In the same way we recognise a definition of ourselves in terms of a lifetime. I am Nor’dzin and have always been this same person—or so it seems—even though I am aware of the major physical changes that have occurred to my body over the course of time. I may also be aware on a more subtle level of the psychological changes that have happened over the years of my life. I was not the same person at nine months old as I was at nineteen years, forty years, or will be at ninety, even though I may feel a continuity of being. The sense of continuity is real, but is not due to ‘something’ that has existed continually without change. The continuity has a stream-like nature, but owing to the definitions I place upon myself, and the relative longevity of experiencing myself as this particular being, I become rather attached to existing in this form and frightened about losing it. Death appears to us like a full stop at the end of a long and valued story. It seems final. Yet death is simply the moment when the stream begins to travel through a new land.
Rebirth denies the possibility of a full stop. From the perspective of our experience of the continuity of mind-moments, the possibility of a full stop occurring becomes meaningless. At the moment of death of the tangible body, the movement of intangible mind is followed by another movement of mind – as has always been the case. This movement of mind however, will be without the reference point of the familiar physical body.
Clouds arise and dissolve in Sky Mind continually, and this movement is not limited by physicality.

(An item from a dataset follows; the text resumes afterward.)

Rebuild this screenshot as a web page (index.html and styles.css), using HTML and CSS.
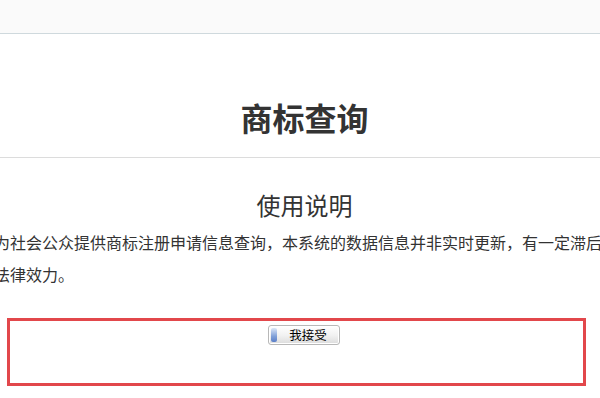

The stream flows and is not limited by the landscape through which it moves. It may be in a rich and verdant valley where it flows fast and full. It may be trickling through limestone in an underwater cavern. It may be struggling through a barren wasteland as a tiny remnant of its former power. Movement of mind continues.
After the death of this body however, these moments are experienced in connection with a new and different physical form. This change can be frightening and confusing for us to consider – but only because we have been so fixated on associating our experience with a specific definition of form. In our attachment to this specific form, we have forgotten that mind does not depend on physicality. We often find change extremely challenging – even within the context of our everyday lives. It is not surprising therefore, that the idea of change at such a radical level is experienced as threatening and traumatic.